What is expected:
Leaving out every picture, copy the lines of the data exactly, from the first through the line containing "ArrowDown, ChevronDown, X".

^^^^

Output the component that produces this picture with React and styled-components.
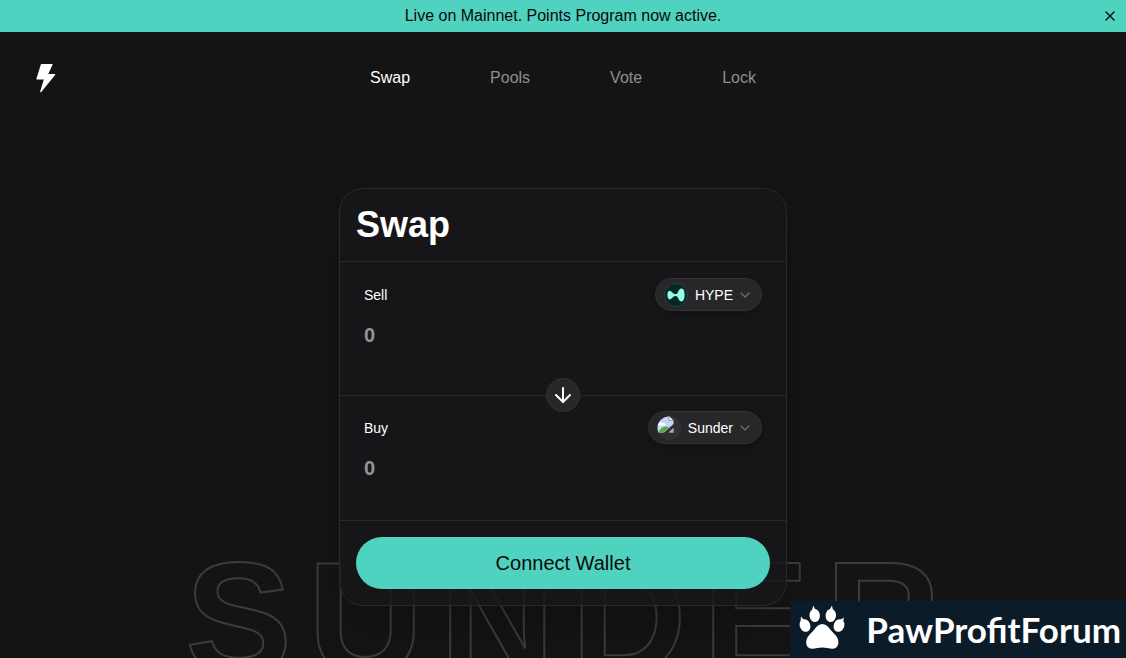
import React, { useState } from "react";
import styled, { createGlobalStyle } from "styled-components";
import { ArrowDown, ChevronDown, X } from "lucide-react";

const GlobalStyle = createGlobalStyle`
  * {
    box-sizing: border-box;
  }
  body {
    margin: 0;
    background: #141414;
    color: #fff;
    font-family: "Liberation Sans", Arial, sans-serif;
    font-size: 16px;
    line-height: 24px;
  }
  button,
  input {
    font: inherit;
    color: inherit;
  }
`;

const Page = styled.div`
  position: relative;
  min-height: 100vh;
  overflow: hidden;
  isolation: isolate;
`;

const Banner = styled.div`
  display: grid;
  grid-template-columns: 1fr auto 1fr;
  align-items: center;
  height: 32px;
  padding: 0 8px;
  background: #50d2c1;
  color: #0a0a0a;
`;

const BannerText = styled.p`
  grid-column: 2;
  margin: 0;
`;

const CloseButton = styled.button`
  display: flex;
  justify-self: end;
  padding: 0;
  border: none;
  background: none;
  cursor: pointer;
`;

const Header = styled.header`
  display: grid;
  grid-template-columns: 1fr auto 1fr;
  align-items: center;
  height: 92px;
  padding: 0 32px;
`;

const LogoLink = styled.a`
  display: flex;
  justify-self: start;
`;

const Nav = styled.nav`
  display: flex;
  gap: 80px;
`;

const NavItem = styled.a`
  color: ${({ $active }) => ($active ? "#fff" : "#8f8f8f")};
  text-decoration: none;
  &:hover {
    color: #fff;
  }
`;

const Main = styled.main`
  display: flex;
  justify-content: center;
  padding: 64px 16px 52px;
`;

const BackgroundWord = styled.div`
  position: absolute;
  z-index: -1;
  bottom: -40px;
  left: 0;
  right: 0;
  padding-left: 16px;
  color: transparent;
  font-size: 160px;
  font-weight: 700;
  line-height: 160px;
  letter-spacing: 16px;
  text-align: center;
  white-space: nowrap;
  pointer-events: none;
  -webkit-text-stroke: 2px #3b3b40;
`;

const Card = styled.section`
  width: 100%;
  max-width: 448px;
  border: 1px solid #29292b;
  border-radius: 24px;
  background: rgba(23, 23, 25, 0.8);
  box-shadow: 0 25px 50px -12px rgba(0, 0, 0, 0.25);
`;

const CardHeader = styled.div`
  padding: 16px;
  border-bottom: 1px solid #29292b;
`;

const Title = styled.h1`
  margin: 0;
  font-size: 36px;
  line-height: 40px;
`;

const TokenSection = styled.div`
  height: 125px;
  padding: 16px 24px;
`;

const TokenRow = styled.div`
  display: flex;
  align-items: center;
  justify-content: space-between;
  margin-bottom: 8px;
`;

const Label = styled.label`
  font-size: 14px;
  line-height: 20px;
`;

const AmountInput = styled.input`
  width: 100%;
  height: 32px;
  padding: 0;
  border: none;
  outline: none;
  background: transparent;
  font-size: 20px;
  font-weight: 700;
  &::placeholder {
    color: #949496;
    opacity: 1;
  }
`;

const TokenButton = styled.button`
  display: flex;
  align-items: center;
  gap: 4px;
  height: 33px;
  padding: 0 8px;
  border: 1px solid #323234;
  border-radius: 17px;
  background: #27272a;
  box-shadow: 0 4px 8px rgba(0, 0, 0, 0.2);
  font-size: 14px;
  line-height: 20px;
  cursor: pointer;
  svg {
    flex: none;
  }
`;

const TokenName = styled.span`
  margin-left: 3px;
`;

const Divider = styled.div`
  position: relative;
  display: flex;
  align-items: center;
  justify-content: center;
  height: 0;
  margin-top: 8px;
  &::before {
    content: "";
    position: absolute;
    top: 0;
    left: 0;
    right: 0;
    border-top: 1px solid #29292b;
  }
`;

const SwitchButton = styled.button`
  position: relative;
  display: flex;
  align-items: center;
  justify-content: center;
  flex: none;
  width: 34px;
  height: 34px;
  padding: 0;
  border: 1px solid #323234;
  border-radius: 50%;
  background: #27272a;
  cursor: pointer;
`;

const CardFooter = styled.div`
  padding: 16px;
  border-top: 1px solid #29292b;
`;

const ConnectButton = styled.button`
  width: 100%;
  height: 52px;
  border: none;
  border-radius: 26px;
  background: #50d2c1;
  color: #0a0a0a;
  font-size: 20px;
  line-height: 28px;
  cursor: pointer;
`;

const ForumBadge = styled.a`
  position: fixed;
  right: 0;
  bottom: 0;
  display: flex;
  align-items: flex-start;
  gap: 20px;
  height: 57px;
  padding: 0 5px 0 8px;
  background: #0b1b28;
  color: #fff;
  font-family: Lato, sans-serif;
  font-size: 35px;
  font-weight: 700;
  line-height: 56px;
  text-decoration: none;
`;

const BoltLogo = () => (
  <svg width="28" height="32" viewBox="0 0 28 32" aria-hidden="true">
    <path
      d="M9.5 2.5H20L15.4 12.5H22.6L8.8 29.5L12.6 17H5Z"
      fill="#fff"
      stroke="#fff"
      strokeWidth="1.2"
      strokeLinejoin="round"
    />
  </svg>
);

const HypeIcon = () => (
  <svg width="24" height="24" viewBox="0 0 24 24" aria-hidden="true">
    <circle cx="12" cy="12" r="11.5" fill="#072723" stroke="#26403d" />
    <path
      d="M3.4 12c0-2.700.9-4.200 2.300-4.200 1.900 0 2.700 2.900 4.900 3.300 1.400.2 2.400-.1 3.200-1.300.8-1.600 1.500-4.200 3.600-4.200 2.300 0 3.200 2.900 3.200 6.400s-.9 6.400-3.200 6.400c-2.200 0-2.800-2.800-3.800-4.200-.8-1.100-2-1.300-3.200-.9-2 .7-2.800 3.100-4.700 3.100-1.400 0-2.300-1.700-2.300-4.400Z"
      fill="#97fce4"
    />
  </svg>
);

// browser style "missing image" picture inside a token circle
const MissingTokenIcon = () => (
  <svg width="24" height="24" viewBox="0 0 24 24" aria-hidden="true">
    <defs>
      <clipPath id="tokenCircle">
        <circle cx="12" cy="12" r="11.5" />
      </clipPath>
    </defs>
    <circle cx="12" cy="12" r="11.5" fill="#303032" stroke="#353537" />
    <g clipPath="url(#tokenCircle)">
      <path d="M0 0H12L16.5 4.5V8L7 16.5H0Z" fill="#c3d5f8" />
      <path d="M1 9.5a2.5 2.5 0 0 1 4-2.5 2.5 2.5 0 0 1 3.5 2.5Z" fill="#fff" />
      <path d="M1 16.5C3.500 12.500 6 10.500 8.500 10.500c1.500 0 2.500.5 3.200 1L6.500 16.500Z" fill="#57ad32" />
      <path d="M11.500 16.500L16.500 12V16.500Z" fill="#b9cbe9" />
      <path d="M13 16.500L16.500 13.500V16.500Z" fill="#6bb14b" />
      <path d="M12 0V4.5H16.5Z" fill="#f1f1f1" stroke="#88898c" strokeWidth="0.8" />
    </g>
  </svg>
);

const PawIcon = () => (
  <svg width="48" height="50" viewBox="0 0 48 50" fill="#fff" aria-hidden="true">
    <ellipse cx="7" cy="24.500" rx="5.200" ry="6.500" transform="rotate(-22 7 24.500)" />
    <ellipse cx="16.700" cy="14.500" rx="5.200" ry="6.600" transform="rotate(-8 16.700 14.500)" />
    <ellipse cx="32.800" cy="14.500" rx="5.200" ry="6.600" transform="rotate(8 32.800 14.500)" />
    <ellipse cx="41" cy="24.500" rx="5.200" ry="6.500" transform="rotate(22 41 24.500)" />
    <path d="M2.500 21L3 15.500L6 19ZM14 9.500L15.200 4.500L17.500 9ZM31.500 9L34 4.500L35 9.500ZM42 19L46 16.500L45 21Z" />
    <path d="M24.300 23c-3.200 0-5.600 2.300-8 5.600-2.200 3.100-4.800 4.600-6.600 7.400-2.600 4.200-2.100 11.300 3.900 11.700 3.600.2 6.900-1.100 10.700-1.100s7.100 1.300 10.700 1.100c6-.4 6.500-7.500 3.900-11.700-1.800-2.800-4.400-4.300-6.600-7.400-2.400-3.300-4.800-5.600-8-5.600Z" />
  </svg>
);

const links = [
  { name: "Swap", path: "#swap" },
  { name: "Pools", path: "#pools" },
  { name: "Vote", path: "#vote" },
  { name: "Lock", path: "#lock" },
];

const TokenField = ({ id, label, token, icon }) => {
  const [amount, setAmount] = useState("");
  return (
    <TokenSection>
      <TokenRow>
        <Label htmlFor={id}>{label}</Label>
        <TokenButton type="button">
          {icon}
          <TokenName>{token}</TokenName>
          <ChevronDown size={16} color="#6b6b6e" />
        </TokenButton>
      </TokenRow>
      <AmountInput
        id={id}
        inputMode="decimal"
        placeholder="0"
        value={amount}
        onChange={(e) => setAmount(e.target.value)}
      />
    </TokenSection>
  );
};

const App = () => {
  const [showBanner, setShowBanner] = useState(true);
  return (
    <Page>
      <GlobalStyle />
      {showBanner && (
        <Banner>
          <BannerText>Live on Mainnet. Points Program now active.</BannerText>
          <CloseButton aria-label="Close" onClick={() => setShowBanner(false)}>
            <X size={16} />
          </CloseButton>
        </Banner>
      )}
      <Header>
        <LogoLink href="#home" aria-label="Home">
          <BoltLogo />
        </LogoLink>
        <Nav>
          {links.map((link, index) => (
            <NavItem href={link.path} key={link.name} $active={index === 0}>
              {link.name}
            </NavItem>
          ))}
        </Nav>
      </Header>
      <BackgroundWord aria-hidden="true">SUNDER</BackgroundWord>
      <Main>
        <Card>
          <CardHeader>
            <Title>Swap</Title>
          </CardHeader>
          <TokenField id="sell" label="Sell" token="HYPE" icon={<HypeIcon />} />
          <Divider>
            <SwitchButton type="button" aria-label="Switch tokens">
              <ArrowDown size={24} />
            </SwitchButton>
          </Divider>
          <TokenField id="buy" label="Buy" token="Sunder" icon={<MissingTokenIcon />} />
          <CardFooter>
            <ConnectButton type="button">Connect Wallet</ConnectButton>
          </CardFooter>
        </Card>
      </Main>
      <ForumBadge href="#forum">
        <PawIcon />
        PawProfitForum
      </ForumBadge>
    </Page>
  );
};

export default App;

^^^^

Reply to the exercise:
Output the component that produces this picture with React and styled-components.
import React, { useState } from "react";
import styled, { createGlobalStyle } from "styled-components";
import { ArrowDown, ChevronDown, X } from "lucide-react";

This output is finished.